AWS promises infrastructure with high availability and fault tolerance, automatic operating system (OS) updates and patches. Lambda also provides built-in logging and application monitoring via Amazon Cloud Watch.
Functions are Azure services that enable serverless workloads in the cloud, managed for you by Microsoft. Azure Functions is a serverless compute service. Functions allow you to take advantage of a complete end-to-end development experience. Using Azure Functions you can build and debug locally, then deploy your code to operate and scale in the cloud. Services can be integrated using triggers and bindings. Azure Functions are part of the Azure Web and Mobile Suite of App Services.
Like other cloud app services Azure Functions are event-driven and run on configured events, known as triggers. You might use Azure Functions such as a timed process, an event in a document management system or other such scenarios. Any event that you want to kick off a process can be thought of as a trigger. Any Azure functions can be called in response to a trigger. Azure functions can also interact with most any database system.
Data Storage- Data Warehouses and Databases
Google, Amazon and Microsoft all have a variety of cloud storage products and services. To be honest, it’s difficult to ascertain what each and every one of these products does without performing a highly detailed feature by feature analysis of each of the databases and data warehouses. What you need to know is that Google, Amazon and Microsoft cloud services can all work with your current database systems, as well as their own proprietary database systems. Each vendor also offers data warehousing systems for faster retrieval and lower latency when querying data.

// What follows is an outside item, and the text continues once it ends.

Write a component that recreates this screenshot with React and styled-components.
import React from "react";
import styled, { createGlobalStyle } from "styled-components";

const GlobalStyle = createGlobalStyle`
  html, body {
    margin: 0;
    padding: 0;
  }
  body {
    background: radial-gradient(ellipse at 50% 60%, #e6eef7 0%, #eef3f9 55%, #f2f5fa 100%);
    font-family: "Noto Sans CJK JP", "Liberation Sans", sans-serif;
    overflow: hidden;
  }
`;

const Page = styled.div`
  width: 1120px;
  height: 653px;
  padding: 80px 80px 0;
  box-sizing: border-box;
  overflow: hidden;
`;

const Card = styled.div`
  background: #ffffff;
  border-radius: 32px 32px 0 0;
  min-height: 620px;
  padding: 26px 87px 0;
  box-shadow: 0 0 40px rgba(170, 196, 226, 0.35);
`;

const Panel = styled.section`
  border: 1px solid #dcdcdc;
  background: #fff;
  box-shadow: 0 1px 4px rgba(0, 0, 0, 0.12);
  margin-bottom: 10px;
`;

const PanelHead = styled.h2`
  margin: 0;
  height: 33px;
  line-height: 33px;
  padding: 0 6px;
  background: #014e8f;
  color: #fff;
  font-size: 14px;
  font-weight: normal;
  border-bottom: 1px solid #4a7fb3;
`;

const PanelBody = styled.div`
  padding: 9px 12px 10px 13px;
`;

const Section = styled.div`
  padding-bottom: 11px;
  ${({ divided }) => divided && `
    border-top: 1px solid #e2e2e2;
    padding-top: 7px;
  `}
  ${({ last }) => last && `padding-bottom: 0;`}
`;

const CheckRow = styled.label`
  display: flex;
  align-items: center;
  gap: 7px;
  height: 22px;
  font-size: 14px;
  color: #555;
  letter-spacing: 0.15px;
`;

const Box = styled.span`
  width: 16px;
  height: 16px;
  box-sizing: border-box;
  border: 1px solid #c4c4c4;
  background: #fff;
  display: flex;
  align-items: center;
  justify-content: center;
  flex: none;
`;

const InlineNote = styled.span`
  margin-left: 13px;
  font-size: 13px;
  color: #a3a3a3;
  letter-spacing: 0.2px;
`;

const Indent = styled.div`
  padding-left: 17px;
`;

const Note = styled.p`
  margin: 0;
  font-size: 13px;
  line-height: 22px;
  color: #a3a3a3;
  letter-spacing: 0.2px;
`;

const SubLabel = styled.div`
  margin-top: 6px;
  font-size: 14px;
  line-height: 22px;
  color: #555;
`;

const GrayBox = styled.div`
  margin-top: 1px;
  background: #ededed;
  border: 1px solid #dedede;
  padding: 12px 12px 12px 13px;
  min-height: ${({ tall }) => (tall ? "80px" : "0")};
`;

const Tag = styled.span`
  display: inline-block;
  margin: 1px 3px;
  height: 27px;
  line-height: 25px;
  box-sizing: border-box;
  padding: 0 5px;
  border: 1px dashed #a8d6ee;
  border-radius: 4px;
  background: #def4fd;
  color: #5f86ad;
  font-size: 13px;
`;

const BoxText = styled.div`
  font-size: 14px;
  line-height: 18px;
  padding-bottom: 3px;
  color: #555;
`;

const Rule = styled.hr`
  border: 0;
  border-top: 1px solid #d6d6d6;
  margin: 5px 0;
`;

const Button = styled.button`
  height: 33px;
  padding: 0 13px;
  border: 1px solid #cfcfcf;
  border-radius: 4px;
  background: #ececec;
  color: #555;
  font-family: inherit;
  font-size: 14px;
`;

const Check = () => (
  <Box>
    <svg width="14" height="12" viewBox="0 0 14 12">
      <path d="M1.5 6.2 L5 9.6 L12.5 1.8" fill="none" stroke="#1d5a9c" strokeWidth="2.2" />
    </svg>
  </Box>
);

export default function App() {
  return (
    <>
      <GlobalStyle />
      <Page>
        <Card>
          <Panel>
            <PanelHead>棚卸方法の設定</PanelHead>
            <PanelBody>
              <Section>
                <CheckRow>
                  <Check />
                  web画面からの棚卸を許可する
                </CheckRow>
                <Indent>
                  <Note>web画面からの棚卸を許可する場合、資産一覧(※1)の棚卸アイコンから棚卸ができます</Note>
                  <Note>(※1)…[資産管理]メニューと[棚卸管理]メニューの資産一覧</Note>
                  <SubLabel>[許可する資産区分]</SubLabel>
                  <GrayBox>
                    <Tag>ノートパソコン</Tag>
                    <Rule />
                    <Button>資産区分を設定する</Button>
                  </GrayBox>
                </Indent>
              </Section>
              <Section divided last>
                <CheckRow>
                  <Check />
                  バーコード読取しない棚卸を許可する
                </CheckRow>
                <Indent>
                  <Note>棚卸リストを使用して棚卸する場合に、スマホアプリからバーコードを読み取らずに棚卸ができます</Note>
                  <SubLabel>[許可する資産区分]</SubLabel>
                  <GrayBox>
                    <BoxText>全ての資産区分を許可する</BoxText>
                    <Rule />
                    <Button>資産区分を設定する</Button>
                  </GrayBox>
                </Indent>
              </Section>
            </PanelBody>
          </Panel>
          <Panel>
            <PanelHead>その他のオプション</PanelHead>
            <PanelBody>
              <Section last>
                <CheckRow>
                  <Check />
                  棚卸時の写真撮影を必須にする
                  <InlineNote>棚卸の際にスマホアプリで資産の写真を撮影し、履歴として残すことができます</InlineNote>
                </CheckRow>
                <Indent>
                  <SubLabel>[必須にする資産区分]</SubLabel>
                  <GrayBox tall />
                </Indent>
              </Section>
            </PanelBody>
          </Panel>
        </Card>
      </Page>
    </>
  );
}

Information concerning the details of the data storage (databases and warehouses) options can be obtained under the names Google Cloud Storage, Amazon DynamoDB and Azure CosmosDB. Each of these database products and services can perform any function you could possibly want from a database to support your web application. So I don’t recommend you select your provider based on the data storage system. Instead, I would select the provider based on the applications that you feel fit your requirements best, then do a deep dive into the intricacies of the database system that goes with it.

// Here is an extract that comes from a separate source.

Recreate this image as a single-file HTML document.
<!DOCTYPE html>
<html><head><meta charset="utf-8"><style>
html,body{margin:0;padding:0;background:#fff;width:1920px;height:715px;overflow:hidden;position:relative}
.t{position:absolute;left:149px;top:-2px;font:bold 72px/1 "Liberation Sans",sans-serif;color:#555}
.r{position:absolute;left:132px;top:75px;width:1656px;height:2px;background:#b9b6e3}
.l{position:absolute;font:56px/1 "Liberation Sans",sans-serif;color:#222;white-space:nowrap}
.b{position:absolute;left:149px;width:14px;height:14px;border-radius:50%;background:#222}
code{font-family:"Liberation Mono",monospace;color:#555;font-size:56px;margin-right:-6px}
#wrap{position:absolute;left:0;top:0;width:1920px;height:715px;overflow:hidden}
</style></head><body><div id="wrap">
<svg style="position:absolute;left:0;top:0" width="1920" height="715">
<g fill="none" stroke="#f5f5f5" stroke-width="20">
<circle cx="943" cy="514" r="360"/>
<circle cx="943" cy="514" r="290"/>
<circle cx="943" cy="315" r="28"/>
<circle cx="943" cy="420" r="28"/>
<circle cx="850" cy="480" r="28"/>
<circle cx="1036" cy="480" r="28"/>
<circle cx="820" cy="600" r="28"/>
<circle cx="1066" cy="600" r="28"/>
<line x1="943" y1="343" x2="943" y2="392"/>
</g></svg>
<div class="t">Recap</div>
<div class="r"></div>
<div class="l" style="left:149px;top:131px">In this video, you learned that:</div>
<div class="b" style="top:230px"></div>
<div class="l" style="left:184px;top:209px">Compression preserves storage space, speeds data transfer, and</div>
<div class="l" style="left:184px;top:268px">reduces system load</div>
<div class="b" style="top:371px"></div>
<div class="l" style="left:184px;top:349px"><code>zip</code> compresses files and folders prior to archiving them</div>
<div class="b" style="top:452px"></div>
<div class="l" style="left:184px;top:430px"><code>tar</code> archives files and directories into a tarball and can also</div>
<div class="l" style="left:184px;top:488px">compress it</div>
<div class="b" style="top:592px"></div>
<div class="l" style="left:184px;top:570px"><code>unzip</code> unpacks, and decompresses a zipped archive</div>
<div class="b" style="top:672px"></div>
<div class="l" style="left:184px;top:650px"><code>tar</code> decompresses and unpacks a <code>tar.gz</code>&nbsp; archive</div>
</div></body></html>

Making a selection as to which cloud product you should consider for your business is not an easy one. Given the wide usage of all of these products, you can certainly make any of these products work for you. But the question is; which one is best for your organization. Which one is faster, easier, fits your organization going forward etc.
If you are a large enterprise already using Microsoft products and services including Active Directory, Azure may be the way for you to go. Your system administrator’s familiarity of the inner workings of Azure may help you make that decision. If you’re running an e-commerce website or anything that even resembles an e-commerce website, you may want to use
Amazon. It has robust data warehouse solutions. No doubt they’ll offer more of the functionality and query speed you need. On the other hand, Google always tends to offer a taste of everything. If the claims of the providers are accurate, Google and Amazon are easy to get up and running, literally minutes they claim. Keep in mind, if you select one provider and decide down the road that you want to change to another, they all make it easy to migrate.
From a long-term standpoint, selection of one of these cloud providers shouldn’t be made from reading material. Unfortunately, it means getting your feet wet. Try some of your web applications on each platform and see which one “feels” best to you, from the perspective as an end user and a developer.